(GIVEN EXERCISE) Search the records below for the word "this". Pull out each line that has it.

────────────────

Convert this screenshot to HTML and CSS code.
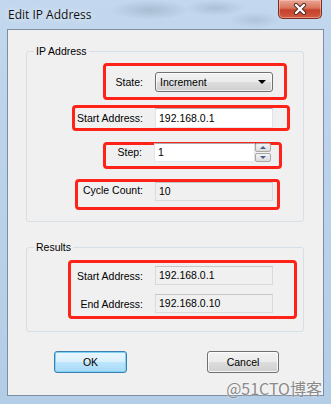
FILE: index.html
```html
<!DOCTYPE html>
<html lang="en">
<head>
    <meta charset="UTF-8">
    <meta name="viewport" content="width=device-width, initial-scale=1.0">
    <title>Edit IP Address</title>
    <link rel="stylesheet" href="styles.css">
</head>
<body>
    <div class="window">
        <div class="titlebar">
            <span class="title">Edit IP Address</span>
            <div class="close">
                <svg width="16" height="12" viewBox="0 0 16 12">
                    <path d="M4 2 L12 10 M12 2 L4 10" stroke="#4a2a22" stroke-width="4.2" stroke-linecap="round"/>
                    <path d="M4 2 L12 10 M12 2 L4 10" stroke="#ffffff" stroke-width="2.4" stroke-linecap="round"/>
                </svg>
            </div>
        </div>

        <div class="client">
            <div class="group group-ip">
                <div class="group-title">IP Address</div>

                <div class="mark mark-state">
                    <span class="label">State:</span>
                    <div class="combo">Increment<span class="arrow"></span></div>
                </div>

                <div class="mark mark-start">
                    <span class="label">Start Address:</span>
                    <div class="field">192.168.0.1</div>
                </div>

                <div class="mark mark-step">
                    <span class="label">Step:</span>
                    <div class="field field-step">1</div>
                    <div class="spin">
                        <span class="spin-btn"><span class="tri tri-up"></span></span>
                        <span class="spin-btn"><span class="tri tri-down"></span></span>
                    </div>
                </div>

                <div class="mark mark-cycle">
                    <span class="label">Cycle Count:</span>
                    <div class="field readonly">10</div>
                </div>
            </div>

            <div class="group group-results">
                <div class="group-title">Results</div>

                <div class="mark mark-results">
                    <div class="row">
                        <span class="label">Start Address:</span>
                        <div class="field readonly">192.168.0.1</div>
                    </div>
                    <div class="row">
                        <span class="label">End Address:</span>
                        <div class="field readonly">192.168.0.10</div>
                    </div>
                </div>
            </div>

            <div class="btns">
                <button class="btn btn-default">OK</button>
                <button class="btn btn-cancel">Cancel</button>
            </div>
        </div>

        <div class="watermark">@51CTO博客</div>
    </div>
</body>
</html>
```

FILE: styles.css
```css
* {
    margin: 0;
    padding: 0;
    box-sizing: border-box;
}

body {
    width: 331px;
    height: 404px;
    overflow: hidden;
    font-family: "Liberation Sans", Arial, sans-serif;
    font-size: 10.5px;
    color: #000;
}

.window {
    position: relative;
    display: flex;
    flex-direction: column;
    height: 404px;
    background:
        radial-gradient(ellipse 40px 10px at 150px 10px, rgba(120, 140, 160, 0.35), transparent),
        radial-gradient(ellipse 30px 8px at 215px 8px, rgba(120, 140, 160, 0.3), transparent),
        radial-gradient(ellipse 26px 8px at 255px 20px, rgba(120, 140, 160, 0.25), transparent),
        linear-gradient(180deg, #c3d8ee 0%, #bcd3eb 30%, #b4cde6 100%);
}

.titlebar {
    display: flex;
    height: 29px;
}

.title {
    padding: 7px 0 0 8px;
    font-family: "Open Sans", "Noto Sans", sans-serif;
    font-size: 12px;
    line-height: 15px;
    color: #111;
    text-shadow: 0 0 6px rgba(255, 255, 255, 0.9);
}

.close {
    display: flex;
    align-items: center;
    justify-content: center;
    width: 44px;
    height: 19px;
    margin-left: auto;
    margin-right: 9px;
    border: 1px solid #7b2d22;
    border-top: none;
    border-radius: 0 0 5px 5px;
    background: linear-gradient(180deg, #e9a897 0%, #d9735c 45%, #c4412b 55%, #d25a3f 100%);
    box-shadow: inset 0 0 0 1px rgba(255, 200, 190, 0.5);
}

.client {
    flex: 1;
    margin: 0 7px 8px 7px;
    border: 1px solid #7d8ea2;
    background-color: #f0f0f0;
}

.group {
    margin: 0 19px 0 18px;
    border: 1px solid #d5dfe5;
    border-radius: 3px;
}

.group-ip {
    margin-top: 21px;
    padding-bottom: 11px;
}

.group-results {
    margin-top: 25px;
    padding-bottom: 12px;
}

.group-title {
    width: max-content;
    margin: -7px 0 0 7px;
    padding: 0 2px;
    line-height: 13px;
    background-color: #f0f0f0;
}

.mark {
    display: flex;
    align-items: center;
    border: 3px solid #ff2218;
    border-radius: 4px;
}

.label {
    flex: 1;
    text-align: right;
    padding-right: 12px;
    white-space: nowrap;
}

.mark-state {
    margin: 5px 0 0 76px;
    width: 184px;
    height: 37px;
    padding-right: 11px;
}

.mark-start {
    margin: 5px 0 0 45px;
    width: 218px;
    height: 26px;
    padding-right: 14px;
}

.mark-step {
    margin: 11px 0 0 76px;
    width: 179px;
    height: 27px;
    padding-right: 8px;
    align-items: flex-start;
}

.mark-step .label,
.mark-step .field,
.mark-step .spin {
    margin-top: -2px;
}

.mark-step .label {
    line-height: 19px;
}

.mark-cycle {
    margin: 10px 0 0 48px;
    width: 205px;
    height: 31px;
    padding-right: 4px;
    align-items: flex-start;
}

.mark-cycle .label {
    line-height: 17px;
}

.mark-results {
    display: block;
    margin: 6px 0 0 41px;
    width: 229px;
    padding: 3px 21px 3px 0;
}

.row {
    display: flex;
    align-items: center;
}

.row + .row {
    margin-top: 9px;
}

.combo {
    position: relative;
    width: 118px;
    height: 20px;
    padding-left: 4px;
    line-height: 18px;
    border: 1px solid #707070;
    border-radius: 3px;
    background: linear-gradient(180deg, #f2f2f2 0%, #ebebeb 50%, #dddddd 51%, #cfcfcf 100%);
    box-shadow: inset 0 0 0 1px rgba(255, 255, 255, 0.7);
}

.arrow {
    position: absolute;
    right: 6px;
    top: 7px;
    border-left: 4px solid transparent;
    border-right: 4px solid transparent;
    border-top: 4px solid #000;
}

.field {
    width: 118px;
    height: 20px;
    padding-left: 3px;
    line-height: 18px;
    border: 1px solid #e2e3ea;
    border-top-color: #abadb3;
    border-bottom-color: #e3e9ef;
    background-color: #fff;
}

.field.readonly {
    height: 19px;
    line-height: 17px;
    border-color: #dadada;
    border-top-color: #c6c6c6;
    background-color: #f0f0f0;
}

.field-step {
    width: 101px;
    height: 19px;
    line-height: 17px;
}

.spin {
    display: flex;
    flex-direction: column;
    width: 16px;
    height: 19px;
    gap: 1px;
}

.spin-btn {
    display: flex;
    align-items: center;
    justify-content: center;
    flex: 1;
    border: 1px solid #a8a8a8;
    border-radius: 2px;
    background: linear-gradient(180deg, #f4f4f4, #dcdcdc);
}

.tri {
    border-left: 3px solid transparent;
    border-right: 3px solid transparent;
}

.tri-up {
    border-bottom: 3px solid #4c5f8c;
}

.tri-down {
    border-top: 3px solid #4c5f8c;
}

.btns {
    display: flex;
    margin-top: 19px;
    padding-left: 46px;
}

.btn {
    height: 22px;
    font-family: "Liberation Sans", Arial, sans-serif;
    font-size: 10.5px;
    color: #000;
    border-radius: 3px;
    cursor: pointer;
}

.btn-default {
    width: 73px;
    border: 1px solid #3c7fb1;
    background: linear-gradient(180deg, #eaf6fd 0%, #d9f0fc 50%, #bee6fd 51%, #a7d9f5 100%);
    box-shadow: inset 0 0 0 1px #7fd3f7;
}

.btn-cancel {
    width: 72px;
    margin-left: 80px;
    border: 1px solid #707070;
    background: linear-gradient(180deg, #f2f2f2 0%, #ebebeb 50%, #dddddd 51%, #cfcfcf 100%);
    box-shadow: inset 0 0 0 1px rgba(255, 255, 255, 0.8);
}

.watermark {
    position: absolute;
    right: 9px;
    bottom: 6px;
    font-family: "Noto Sans CJK SC", "Noto Sans", sans-serif;
    font-size: 16px;
    line-height: 20px;
    color: #8a8a8a;
    text-shadow: 0 0 2px rgba(255, 255, 255, 0.9);
}
```
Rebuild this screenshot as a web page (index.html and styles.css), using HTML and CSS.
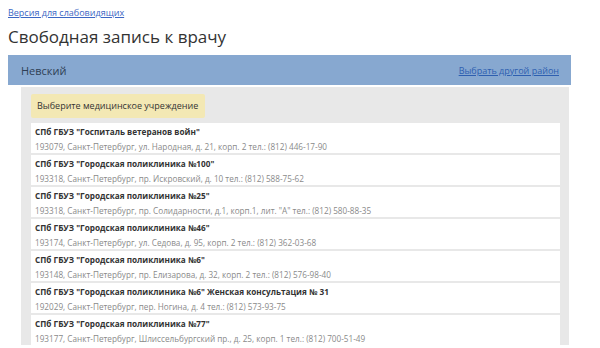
FILE: index.html
```html
<!DOCTYPE html>
<html lang="ru">
<head>
    <meta charset="UTF-8" />
    <title>Свободная запись к врачу</title>
    <link rel="stylesheet" href="styles.css">
</head>
<body>
    <a class="access" href="#">Версия для слабовидящих</a>
    <h1 class="title">Свободная запись к врачу</h1>

    <div class="district">
        <span class="district-name">Невский</span>
        <a class="district-change" href="#">Выбрать другой район</a>
    </div>

    <div class="panel">
        <div class="hint">Выберите медицинское учреждение</div>
        <div class="list">
            <div class="item">
                <div class="item-name">СПб ГБУЗ "Госпиталь ветеранов войн"</div>
                <div class="item-addr">193079, Санкт-Петербург, ул. Народная, д. 21, корп. 2 тел.: (812) 446-17-90</div>
            </div>
            <div class="item">
                <div class="item-name">СПб ГБУЗ "Городская поликлиника №100"</div>
                <div class="item-addr">193318, Санкт-Петербург, пр. Искровский, д. 10 тел.: (812) 588-75-62</div>
            </div>
            <div class="item">
                <div class="item-name">СПб ГБУЗ "Городская поликлиника №25"</div>
                <div class="item-addr">193318, Санкт-Петербург, пр. Солидарности, д.1, корп.1, лит. "А" тел.: (812) 580-88-35</div>
            </div>
            <div class="item">
                <div class="item-name">СПб ГБУЗ "Городская поликлиника №46"</div>
                <div class="item-addr">193174, Санкт-Петербург, ул. Седова, д. 95, корп. 2 тел.: (812) 362-03-68</div>
            </div>
            <div class="item">
                <div class="item-name">СПб ГБУЗ "Городская поликлиника №6"</div>
                <div class="item-addr">193148, Санкт-Петербург, пр. Елизарова, д. 32, корп. 2 тел.: (812) 576-98-40</div>
            </div>
            <div class="item">
                <div class="item-name">СПб ГБУЗ "Городская поликлиника №6" Женская консультация № 31</div>
                <div class="item-addr">192029, Санкт-Петербург, пер. Ногина, д. 4 тел.: (812) 573-93-75</div>
            </div>
            <div class="item">
                <div class="item-name">СПб ГБУЗ "Городская поликлиника №77"</div>
                <div class="item-addr">193177, Санкт-Петербург, Шлиссельбургский пр., д. 25, корп. 1 тел.: (812) 700-51-49</div>
            </div>
        </div>
    </div>
</body>
</html>
```

FILE: styles.css
```css
body {
    margin: 8px;
    background: #fff;
    font-family: 'Open Sans', 'DejaVu Sans', sans-serif;
    color: #333;
}

.access {
    display: block;
    font-size: 9px;
    line-height: 10px;
    color: #3b66c4;
}

.title {
    margin: 7px 0 0;
    font-size: 17px;
    line-height: 24px;
    font-weight: normal;
    color: #333;
}

.district {
    margin-top: 6px;
    width: 563px;
    height: 30px;
    box-sizing: border-box;
    padding: 0 12px 0 13px;
    background-color: #87a8d0;
    display: flex;
    align-items: center;
    justify-content: space-between;
}

.district-name {
    font-size: 11px;
    color: #2f3f55;
}

.district-change {
    font-size: 9px;
    color: #2e5fb0;
}

.panel {
    margin: 2px 0 0 13px;
    width: 548px;
    box-sizing: border-box;
    padding: 7px 9px 0 10px;
    background-color: #e8e8e8;
}

.hint {
    width: fit-content;
    padding: 6px 7px 6px 6px;
    font-size: 9px;
    line-height: 12px;
    color: #333;
    background-color: #f3e8b4;
    border-radius: 2px;
}

.list {
    margin-top: 5px;
    display: flex;
    flex-direction: column;
    gap: 2px;
}

.item {
    height: 30px;
    box-sizing: border-box;
    padding: 2px 4px 0;
    background-color: #fff;
}

.item-name {
    font-size: 8.2px;
    line-height: 14px;
    font-weight: bold;
    color: #333;
}

.item-addr {
    font-size: 8.2px;
    line-height: 15px;
    color: #8a8a8a;
}
```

────────────────

(CORRECT RESPONSE)
Convert this screenshot to HTML and CSS code.
Rebuild this screenshot as a web page (index.html and styles.css), using HTML and CSS.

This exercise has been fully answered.